Февральским утром ранние прохожие обнаружили на улице Петропавловска труп 42-летнего Рафаиля Литфуллина. Сразу было видно, что умер несчастный после страшных мучений. Что судебно-медицинская экспертиза и подтвердила перечислением многочисленных ссадин, кровоподтеков, ушибов на теле, травматической ампутации уха. Причиной же смерти названа «острая кровопотеря, развившаяся в результате разрыва передней стенки прямой кишки, проникающего в брюшную полость, с повреждением…», стоп, избавим читателя от леденящих душу подробностей, и так ясно, что можно сотворить с телом человека, вогнав в него палку. Причем дважды – преступников было двое.
Оперативники сработали четко, уже на следующий день 22-летний грузчик Сергей Ханин и 19-летний Сергей Маламыжев, после девяти классов не утруждавший себя никаким занятием, давали признательные показания.
Накануне трагедии они пили водку в квартире, ключ от которой родственник оставил их приятелю. Выпито было немало, и требовалось еще. Во время очередного похода в магазин тезки разговорились с Рафаилом и позвали его с собой. Осталось неизвестным, что происходило по ходу застолья, компания (были ж там и другие) отговорилась пьяным угаром. Остается факт: когда под утро Литфуллин решил отправиться восвояси, Ханин и Маламыжев, по их словам, решили его проводить. А тот на улице начал обзывать их, за что и поплатился.
Вот, собственно, и вся нехитрая фабула события, не столь уж, к сожалению, редкого в правоохранительной практике. Да и запредельная жестокость совершенного, увы, не исключение, разве что предстала она в новом варианте. Тем более – полное отсутствие раскаяния у подсудимых: похоже, поделился наблюдением ведший дело следователь, парни так до конца и не поняли, что сотворили.
Или, наоборот, прекрасно давали себе отчет? На эту мысль наводит мотив преступления – вот он, ключевой момент, заставивший взяться за материал. Следствие началось в идеальных для подозреваемых условиях: жертва навсегда замолчала, свидетелей нет, можно придумать какую угодно побудительную причину, способную даже расположение вызвать. Но они сразу сказали правду: Литфуллин назвал их… ну, в общем, людьми нетрадиционной сексуальной ориентации, считая, значит, это веским поводом для расправы.

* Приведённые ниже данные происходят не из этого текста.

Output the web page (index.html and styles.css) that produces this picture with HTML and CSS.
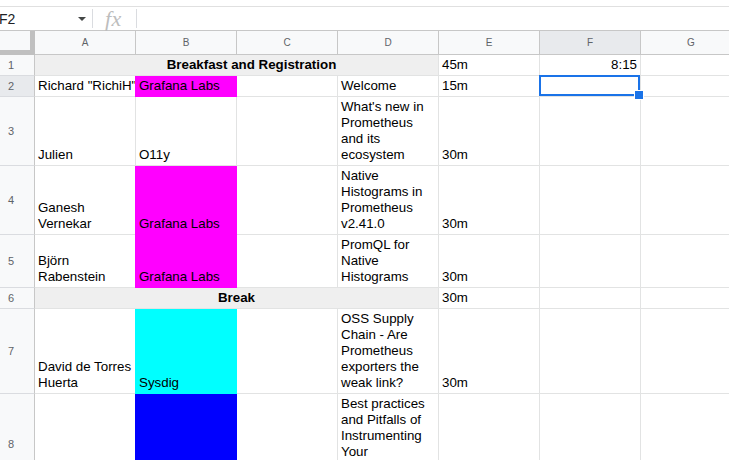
FILE: index.html
```html
<!DOCTYPE html>
<html>
<head>
<meta charset="utf-8">
<link rel="stylesheet" href="styles.css">
</head>
<body>
<div class="top-strip"></div>
<div class="formula-bar">
  <div class="name-box"><span class="cell-ref">F2</span><span class="caret"></span></div>
  <div class="divider"></div>
  <div class="fx">fx</div>
  <div class="divider"></div>
  <div class="formula-input"></div>
</div>
<div class="sheet">
  <div class="corner"></div>
  <div class="col-head">A</div>
  <div class="col-head">B</div>
  <div class="col-head">C</div>
  <div class="col-head">D</div>
  <div class="col-head">E</div>
  <div class="col-head active">F</div>
  <div class="col-head">G</div>

  <div class="row-head">1</div>
  <div class="cell merged title">Breakfast and Registration</div>
  <div class="cell">45m</div>
  <div class="cell right">8:15</div>
  <div class="cell"></div>

  <div class="row-head active">2</div>
  <div class="cell clip">Richard "RichiH"</div>
  <div class="cell magenta">Grafana Labs</div>
  <div class="cell"></div>
  <div class="cell">Welcome</div>
  <div class="cell">15m</div>
  <div class="cell selected"><span class="selection"></span></div>
  <div class="cell"></div>

  <div class="row-head">3</div>
  <div class="cell">Julien</div>
  <div class="cell">O11y</div>
  <div class="cell"></div>
  <div class="cell">What's new in Prometheus and its ecosystem</div>
  <div class="cell">30m</div>
  <div class="cell"></div>
  <div class="cell"></div>

  <div class="row-head">4</div>
  <div class="cell">Ganesh Vernekar</div>
  <div class="cell magenta">Grafana Labs</div>
  <div class="cell"></div>
  <div class="cell">Native Histograms in Prometheus v2.41.0</div>
  <div class="cell">30m</div>
  <div class="cell"></div>
  <div class="cell"></div>

  <div class="row-head">5</div>
  <div class="cell">Björn Rabenstein</div>
  <div class="cell magenta">Grafana Labs</div>
  <div class="cell"></div>
  <div class="cell">PromQL for Native Histograms</div>
  <div class="cell">30m</div>
  <div class="cell"></div>
  <div class="cell"></div>

  <div class="row-head">6</div>
  <div class="cell merged">Break</div>
  <div class="cell">30m</div>
  <div class="cell"></div>
  <div class="cell"></div>

  <div class="row-head">7</div>
  <div class="cell">David de Torres Huerta</div>
  <div class="cell cyan">Sysdig</div>
  <div class="cell"></div>
  <div class="cell">OSS Supply Chain - Are Prometheus exporters the weak link?</div>
  <div class="cell">30m</div>
  <div class="cell"></div>
  <div class="cell"></div>

  <div class="row-head">8</div>
  <div class="cell"></div>
  <div class="cell blue"></div>
  <div class="cell"></div>
  <div class="cell top">Best practices and Pitfalls of Instrumenting Your</div>
  <div class="cell"></div>
  <div class="cell"></div>
  <div class="cell"></div>
</div>
</body>
</html>
```
FILE: styles.css
```css
* {
  box-sizing: border-box;
}

body {
  margin: 0;
  width: 729px;
  height: 460px;
  overflow: hidden;
  background: #ffffff;
  font-family: "Liberation Sans", Arial, sans-serif;
}

.top-strip {
  height: 7px;
  border-bottom: 1px solid #e0e0e0;
}

.formula-bar {
  height: 24px;
  border-bottom: 1px solid #c7c7c7;
  display: flex;
  align-items: center;
}

.name-box {
  width: 92px;
  display: flex;
  align-items: center;
  justify-content: space-between;
  padding-right: 6px;
}

.cell-ref {
  margin-left: -1px;
  font-size: 14px;
  color: #202124;
}

.caret {
  width: 0;
  height: 0;
  border-left: 4px solid transparent;
  border-right: 4px solid transparent;
  border-top: 4px solid #444746;
  margin-top: 1px;
}

.divider {
  width: 1px;
  height: 19px;
  background: #dadce0;
}

.fx {
  width: 43px;
  padding-left: 12px;
  font-family: "Liberation Serif", "Times New Roman", serif;
  font-style: italic;
  font-size: 22px;
  letter-spacing: 0.5px;
  color: #bdbdbd;
  line-height: 20px;
}

.formula-input {
  flex: 1;
}

.sheet {
  display: grid;
  grid-template-columns: 35px repeat(7, 101px);
  grid-template-rows: 24px 21px 21px 69px 69px 53px 21px 85px 101px;
}

.corner {
  background: #f8f9fa;
  border-right: 5px solid #c0c0c0;
  border-bottom: 5px solid #c0c0c0;
}

.col-head {
  background: #f8f9fa;
  border-right: 1px solid #c7c7c7;
  border-bottom: 1px solid #c7c7c7;
  font-size: 10px;
  color: #5f6368;
  display: flex;
  align-items: center;
  justify-content: center;
}

.row-head {
  background: #f8f9fa;
  border-right: 1px solid #c7c7c7;
  border-bottom: 1px solid #dadce0;
  font-size: 11px;
  color: #5f6368;
  display: flex;
  align-items: center;
  justify-content: center;
  padding-right: 12px;
}

.col-head.active,
.row-head.active {
  background: #e8eaed;
}

.cell {
  border-right: 1px solid #e2e3e3;
  border-bottom: 1px solid #e2e3e3;
  padding: 0 2px 2px 3px;
  font-size: 10pt;
  line-height: 16px;
  color: #000000;
  display: flex;
  flex-direction: column;
  justify-content: flex-end;
  overflow: hidden;
  min-width: 0;
}

.cell.top {
  justify-content: flex-start;
  padding-top: 2px;
}

.cell.clip {
  white-space: nowrap;
  padding-left: 3px;
  padding-right: 0;
}

.cell.right {
  text-align: right;
  padding-right: 3px;
}

.cell.merged {
  grid-column: span 4;
  background: #efefef;
  font-weight: bold;
  text-align: center;
  padding-right: 3px;
}

.cell.title {
  padding-left: 33px;
}

.cell.magenta {
  background: #ff00ff;
  border-color: #ff00ff;
  box-shadow: -1px 0 0 #ff00ff;
}

.cell.cyan {
  background: #00ffff;
  border-color: #00ffff;
  box-shadow: -1px 0 0 #00ffff;
}

.cell.blue {
  background: #0000ff;
  border-color: #0000ff;
  box-shadow: -1px 0 0 #0000ff;
}

.cell.selected {
  position: relative;
  overflow: visible;
}

.selection {
  position: absolute;
  left: -1px;
  top: -1px;
  right: 0;
  bottom: 0;
  border: 2px solid #1a73e8;
}

.selection::after {
  content: "";
  position: absolute;
  right: -6px;
  bottom: -6px;
  width: 8px;
  height: 8px;
  background: #1a73e8;
  border: 1px solid #ffffff;
}
```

Действительно, по законам «зоны» услышавший в свой адрес подобное обязан немедленно расправиться с обидчиком, иначе все вокруг таковым его и станут считать. Скажете: так то «на зоне», а эти парни даже в поле зрения полиции никогда не попадали. Но оглянемся: мы часто говорим о криминализации общественного сознания. Возмущаемся фильмами, многие из которых по сути являются проводниками блатных понятий. Хмыкаем: «Слушая льющийся отовсюду шансон, приходишь к мысли, будто самое прекрасное место на земле – это тюрьма, где собраны умные, талантливые, любящие маму люди», а ведь одна песня по силе воздействия превосходит циклы лекций. Признаем вредоносность заполонившего Интернет нравственного мусора. Все знаем, друг с другом согласны, а процесс идет себе. И далеко зашел. Возможно, потому пара юнцов (и правда ведь, не монстров, обычных, как уверяют родственники, отнюдь не злых парней) сочла обидное в определенных кругах слово достаточным основанием для дикой расправы.
Приятели поступок «по понятиям» восприняли как должное. Местная газета привела слова матери одного из подсудимых: «Почему, если он докопался, они должны молчать?» То же и адвокат, утверждающий, мол, потерпевший оскорбил их до такой степени, «что затронул до самого нутра. Они решили его проучить». Защита настаивала на наказании ниже низшего предела. Общее мнение сводилось к выводу «так получилось». Но если всякую мысль выражать полностью, тогда фразу следует завершить словами «а отреагировали они адекватно», превращая вину в достоинство.
Петропавловский городской суд признал Ханина и Маламыжева виновными в умышленном причинении вреда здоровью, повлекшем смерть потерпевшего, и назначил им по 9 лет 6 месяцев лишения свободы. Подходящий вроде повод произнести сентенцию о торжестве закона, однако трудно отделаться от ощущения какой-то незавершенности. Сознаемся: в связку «преступление-наказание» мы подспудно включаем понятие раскаяния. Так не было ж на него даже намека. Это мы содрогнулись от жестокости содеянного, а тем парням начхать и на нас, и на наше мнение, они нас знать не знают. Зато в ближайшем окружении их взгляд на весомость повода для расправы, как видим, разделен. В колонии его разделят тем более, укрепив в сознании верховенство блатных законов над божескими и государственными.
А мы девять с половиной лет будем лелеять мечту об их исправлении. Впрочем, меньше: по закону срок полагается исчислять с момента взятия под арест.